The European Court of Human Rights has upheld a French law banning the wearing of the Islamic veil, the niqab. For the ECtHR, which ruled on 26th November 2015, with the judgment Ebrahimian against France, the French law, requiring public servants not to show their religious belonging through Islamic veil, complies with the European Convention on human rights and does not violate Article 9 which guarantees the right of religious freedom.
In December 2000, the applicant, who had been working for 15 months with a temporary contract as a social assistant in a public hospital in the Paris area, was fired. This was a disciplinary measure because of her refuse to stop wearing the Islamic headscarf. The applicant challenged this decision before the French courts but the judges ruled that the hospital was allowed to refuse the renewal of her contract on the basis of the principle of secularism of the French State, as well as the neutrality of public service. In the opinion of international judges, there has not been any violation of Article 9 because, despite wearing the Islamic veil can be considered as a means to express their religious beliefs as such protected by the provision of the Convention, the French interference is proportional and necessary in a democratic society because it ensures the impartiality of civil servants that should not affect the public, in this case the patients.
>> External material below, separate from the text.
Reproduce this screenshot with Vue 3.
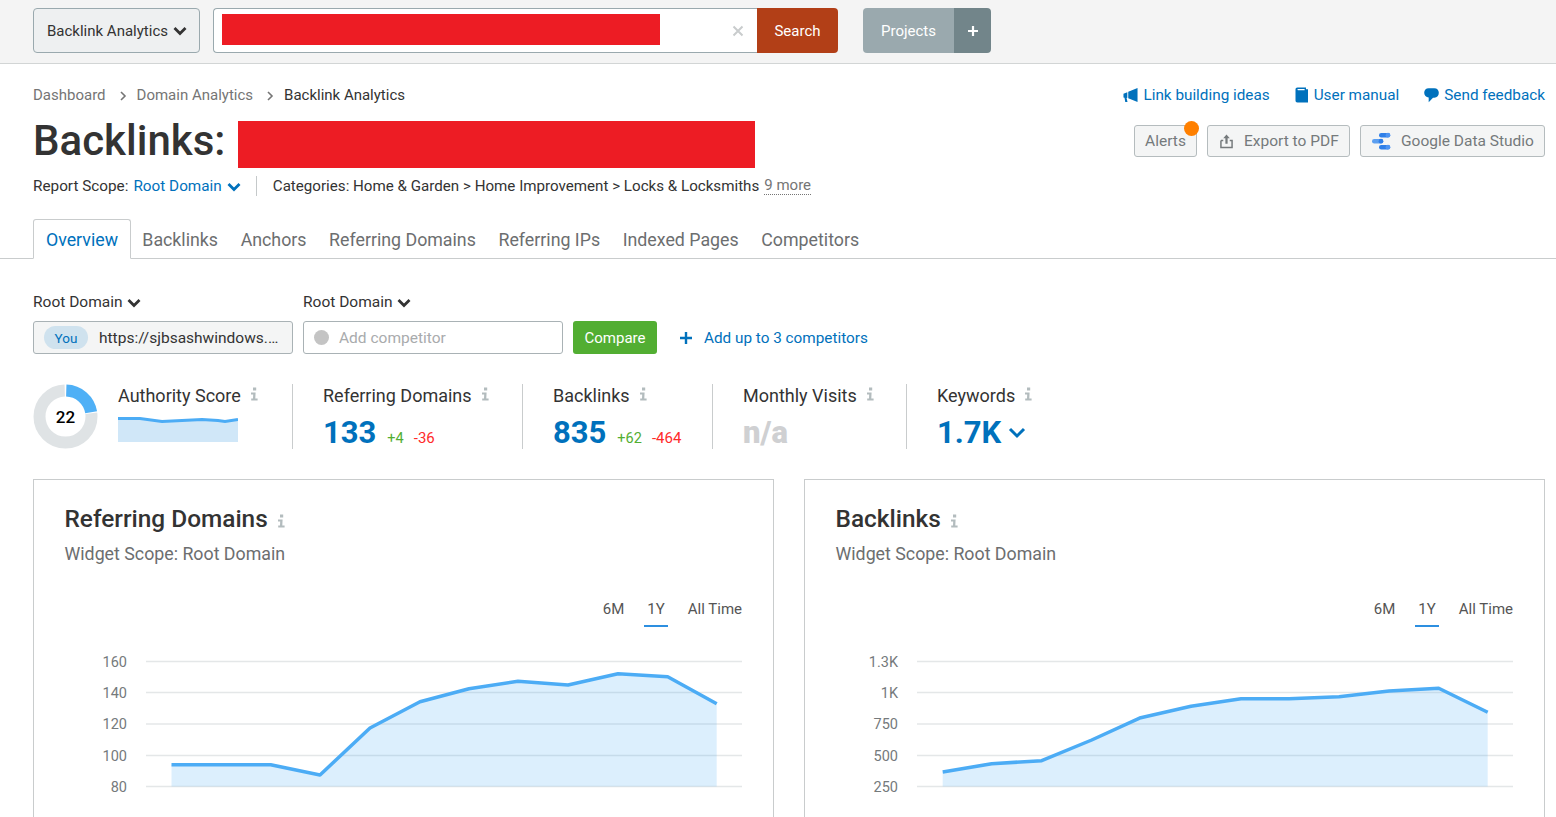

Thus, the Court acknowledges that France has achieved the right balance between freedom of religion and secularism of the State. Furthermore, according to the judges, the French law is in any way limiting the freedom of religion and conscience: religious freedom, they stressed, did not mean a right to express their religious views in the workplace. However, some Muslim women argue that the ban infringes their right to practice their religion and restricts their right to choose.
This ruling could be considered in some way as indicative of the European orientation, despite the fact that ECtHR is not an organ of the European Union. But we have to highlight that the EU has not competence on this matter that keep on being regulated by each state through their own legislative provisions.
Thus, we can consider that Strasbourg Court, as every national Court, should address those issues in a concrete way, based on the particular circumstances of a case, and not at the level of abstract and general principle. In this sense, each EU State is able to regulate the matter through its own legislation trying to find the right balance between national security legislation and religious freedom.